ENTRIES »
>>>>>

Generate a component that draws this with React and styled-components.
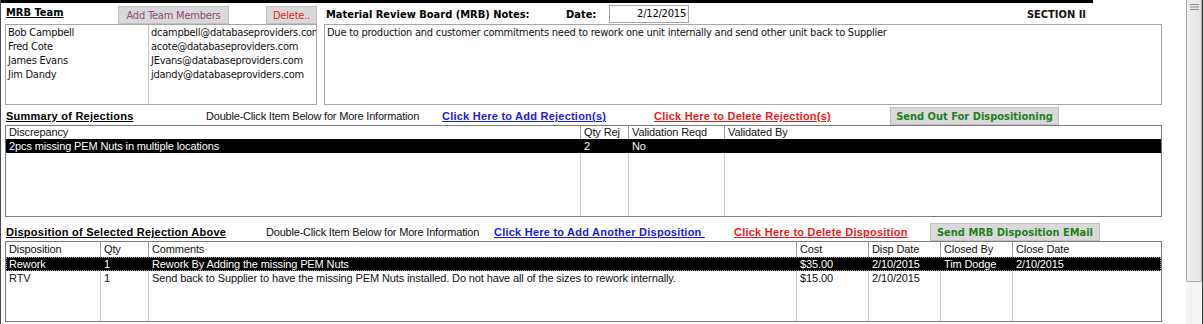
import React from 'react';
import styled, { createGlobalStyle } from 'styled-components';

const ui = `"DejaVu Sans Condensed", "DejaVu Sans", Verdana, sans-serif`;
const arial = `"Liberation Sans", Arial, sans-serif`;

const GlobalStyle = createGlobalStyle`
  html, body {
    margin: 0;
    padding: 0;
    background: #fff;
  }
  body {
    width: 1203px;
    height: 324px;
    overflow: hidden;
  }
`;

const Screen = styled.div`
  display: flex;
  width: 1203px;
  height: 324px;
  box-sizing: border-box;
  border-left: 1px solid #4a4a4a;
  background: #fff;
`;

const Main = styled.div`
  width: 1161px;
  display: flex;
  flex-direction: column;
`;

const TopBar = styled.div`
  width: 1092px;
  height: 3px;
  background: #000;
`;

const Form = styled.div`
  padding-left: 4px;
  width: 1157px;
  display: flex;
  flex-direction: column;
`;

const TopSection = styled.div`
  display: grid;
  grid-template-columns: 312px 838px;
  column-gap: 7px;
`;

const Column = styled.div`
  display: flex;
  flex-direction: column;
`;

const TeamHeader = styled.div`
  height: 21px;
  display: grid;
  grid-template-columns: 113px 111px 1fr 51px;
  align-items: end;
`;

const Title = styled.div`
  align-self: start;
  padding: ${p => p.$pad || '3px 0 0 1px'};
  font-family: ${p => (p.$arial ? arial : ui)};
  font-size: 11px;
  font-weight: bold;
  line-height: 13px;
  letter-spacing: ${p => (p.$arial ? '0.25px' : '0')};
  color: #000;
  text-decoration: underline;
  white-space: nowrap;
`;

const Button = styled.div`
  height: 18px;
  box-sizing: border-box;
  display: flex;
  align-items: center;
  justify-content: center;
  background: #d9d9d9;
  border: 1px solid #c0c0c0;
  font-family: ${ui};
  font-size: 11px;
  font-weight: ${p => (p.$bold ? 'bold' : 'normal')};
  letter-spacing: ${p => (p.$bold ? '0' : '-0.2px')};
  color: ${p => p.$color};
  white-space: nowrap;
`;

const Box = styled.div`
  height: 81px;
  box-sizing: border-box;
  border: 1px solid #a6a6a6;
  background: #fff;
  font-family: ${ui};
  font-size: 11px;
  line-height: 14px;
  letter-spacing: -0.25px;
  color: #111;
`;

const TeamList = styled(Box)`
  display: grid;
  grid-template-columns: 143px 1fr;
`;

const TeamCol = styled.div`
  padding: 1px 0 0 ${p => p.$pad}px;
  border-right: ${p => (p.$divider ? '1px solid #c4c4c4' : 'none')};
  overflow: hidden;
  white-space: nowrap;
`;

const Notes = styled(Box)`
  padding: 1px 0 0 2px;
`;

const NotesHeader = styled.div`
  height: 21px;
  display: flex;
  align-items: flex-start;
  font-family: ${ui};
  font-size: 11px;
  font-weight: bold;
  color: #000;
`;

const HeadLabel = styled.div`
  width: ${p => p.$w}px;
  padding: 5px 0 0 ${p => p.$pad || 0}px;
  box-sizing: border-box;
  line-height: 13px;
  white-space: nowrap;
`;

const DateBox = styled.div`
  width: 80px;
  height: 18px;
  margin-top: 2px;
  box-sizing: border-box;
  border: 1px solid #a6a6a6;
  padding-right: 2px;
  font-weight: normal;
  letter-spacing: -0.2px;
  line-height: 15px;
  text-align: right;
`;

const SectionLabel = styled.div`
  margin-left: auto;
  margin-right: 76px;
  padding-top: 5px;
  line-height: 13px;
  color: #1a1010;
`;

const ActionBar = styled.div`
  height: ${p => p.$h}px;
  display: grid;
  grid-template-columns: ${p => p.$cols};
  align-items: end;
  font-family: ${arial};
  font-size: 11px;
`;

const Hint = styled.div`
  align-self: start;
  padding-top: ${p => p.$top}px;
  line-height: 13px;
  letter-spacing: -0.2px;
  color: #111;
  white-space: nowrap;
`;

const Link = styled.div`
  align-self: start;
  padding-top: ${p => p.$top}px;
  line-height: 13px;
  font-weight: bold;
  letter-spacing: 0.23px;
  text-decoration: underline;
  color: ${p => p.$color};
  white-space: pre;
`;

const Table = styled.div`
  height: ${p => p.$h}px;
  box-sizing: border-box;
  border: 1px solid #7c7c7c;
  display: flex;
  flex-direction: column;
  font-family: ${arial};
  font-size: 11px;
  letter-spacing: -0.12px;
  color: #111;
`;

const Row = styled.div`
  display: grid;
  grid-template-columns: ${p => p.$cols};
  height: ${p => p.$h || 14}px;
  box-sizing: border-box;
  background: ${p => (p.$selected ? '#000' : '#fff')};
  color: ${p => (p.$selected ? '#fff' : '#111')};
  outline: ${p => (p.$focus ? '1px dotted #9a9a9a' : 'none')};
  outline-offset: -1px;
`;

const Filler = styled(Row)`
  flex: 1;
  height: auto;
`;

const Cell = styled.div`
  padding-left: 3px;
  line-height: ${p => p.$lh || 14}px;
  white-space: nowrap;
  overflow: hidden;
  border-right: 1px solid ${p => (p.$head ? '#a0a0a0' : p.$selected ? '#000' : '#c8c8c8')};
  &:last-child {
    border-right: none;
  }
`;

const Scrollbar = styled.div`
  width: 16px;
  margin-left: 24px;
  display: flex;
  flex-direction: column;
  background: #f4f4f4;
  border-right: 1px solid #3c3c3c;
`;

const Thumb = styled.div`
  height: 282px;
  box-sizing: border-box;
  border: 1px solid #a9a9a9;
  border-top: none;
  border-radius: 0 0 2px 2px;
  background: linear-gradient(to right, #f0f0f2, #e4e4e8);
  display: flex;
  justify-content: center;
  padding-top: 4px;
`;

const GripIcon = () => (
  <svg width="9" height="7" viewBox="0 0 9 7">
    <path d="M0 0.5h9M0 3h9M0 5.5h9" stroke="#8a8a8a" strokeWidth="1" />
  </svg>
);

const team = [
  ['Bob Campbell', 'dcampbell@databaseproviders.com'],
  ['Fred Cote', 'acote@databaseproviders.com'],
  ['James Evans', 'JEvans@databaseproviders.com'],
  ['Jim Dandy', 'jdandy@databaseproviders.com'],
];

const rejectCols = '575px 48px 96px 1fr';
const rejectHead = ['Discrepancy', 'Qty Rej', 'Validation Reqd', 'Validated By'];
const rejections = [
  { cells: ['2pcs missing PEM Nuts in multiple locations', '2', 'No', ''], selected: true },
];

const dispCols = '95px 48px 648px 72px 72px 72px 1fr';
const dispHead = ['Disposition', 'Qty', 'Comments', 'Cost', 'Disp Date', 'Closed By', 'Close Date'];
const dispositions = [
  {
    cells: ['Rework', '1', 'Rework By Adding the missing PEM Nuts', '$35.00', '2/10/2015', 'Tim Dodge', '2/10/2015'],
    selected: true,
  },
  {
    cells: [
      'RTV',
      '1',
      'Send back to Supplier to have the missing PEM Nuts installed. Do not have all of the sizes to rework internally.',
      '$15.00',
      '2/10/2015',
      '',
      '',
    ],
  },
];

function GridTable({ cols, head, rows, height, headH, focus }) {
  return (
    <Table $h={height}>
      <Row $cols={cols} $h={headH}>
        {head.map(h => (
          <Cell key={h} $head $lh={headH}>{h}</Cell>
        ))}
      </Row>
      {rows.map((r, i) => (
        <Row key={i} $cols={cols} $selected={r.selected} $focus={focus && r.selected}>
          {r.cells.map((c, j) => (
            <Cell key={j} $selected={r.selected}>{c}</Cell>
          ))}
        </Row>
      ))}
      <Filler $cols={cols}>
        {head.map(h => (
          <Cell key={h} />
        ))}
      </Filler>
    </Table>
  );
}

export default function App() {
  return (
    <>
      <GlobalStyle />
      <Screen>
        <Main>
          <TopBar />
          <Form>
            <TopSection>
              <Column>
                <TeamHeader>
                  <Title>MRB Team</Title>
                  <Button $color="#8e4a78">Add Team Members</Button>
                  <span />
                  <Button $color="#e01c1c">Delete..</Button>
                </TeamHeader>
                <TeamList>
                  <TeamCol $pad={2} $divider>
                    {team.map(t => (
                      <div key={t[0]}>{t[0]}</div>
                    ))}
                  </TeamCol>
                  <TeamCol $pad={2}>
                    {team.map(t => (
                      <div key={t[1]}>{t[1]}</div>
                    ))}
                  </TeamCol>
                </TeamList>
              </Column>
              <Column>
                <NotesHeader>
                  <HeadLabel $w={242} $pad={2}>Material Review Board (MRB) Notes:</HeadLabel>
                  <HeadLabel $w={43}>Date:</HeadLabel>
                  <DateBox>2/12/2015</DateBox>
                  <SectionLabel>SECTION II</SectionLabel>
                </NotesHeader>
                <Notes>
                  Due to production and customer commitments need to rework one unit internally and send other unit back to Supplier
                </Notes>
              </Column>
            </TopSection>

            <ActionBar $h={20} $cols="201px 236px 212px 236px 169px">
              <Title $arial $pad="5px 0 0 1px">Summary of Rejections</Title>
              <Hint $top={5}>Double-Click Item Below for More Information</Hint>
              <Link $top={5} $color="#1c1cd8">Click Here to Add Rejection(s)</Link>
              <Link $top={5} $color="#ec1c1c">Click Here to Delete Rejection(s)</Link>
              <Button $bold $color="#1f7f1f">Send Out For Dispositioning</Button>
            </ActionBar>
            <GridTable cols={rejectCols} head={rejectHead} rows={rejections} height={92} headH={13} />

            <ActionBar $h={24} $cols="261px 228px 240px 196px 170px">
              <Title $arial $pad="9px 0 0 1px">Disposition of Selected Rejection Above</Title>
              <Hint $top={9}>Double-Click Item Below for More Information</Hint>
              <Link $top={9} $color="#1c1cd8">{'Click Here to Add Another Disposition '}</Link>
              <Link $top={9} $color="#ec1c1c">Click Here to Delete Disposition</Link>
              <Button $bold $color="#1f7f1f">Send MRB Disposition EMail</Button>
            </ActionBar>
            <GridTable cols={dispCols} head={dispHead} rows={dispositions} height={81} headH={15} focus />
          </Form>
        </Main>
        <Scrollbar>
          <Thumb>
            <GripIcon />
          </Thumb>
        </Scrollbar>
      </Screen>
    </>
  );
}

<<<<<
>>>>>

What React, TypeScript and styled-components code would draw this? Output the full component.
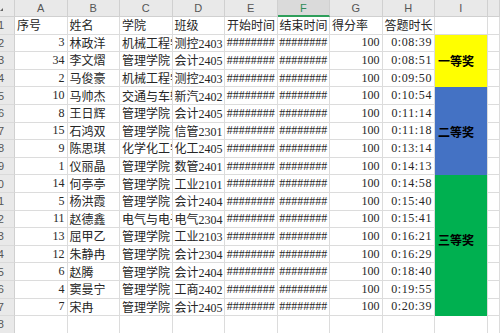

<<<<<

TASK INSTRUCTIONS » Copy whichever lines in the listing above contain the word "React".

WORKED ANSWER »
Generate a component that draws this with React and styled-components.
import React from 'react';
What React, TypeScript and styled-components code would draw this? Output the full component.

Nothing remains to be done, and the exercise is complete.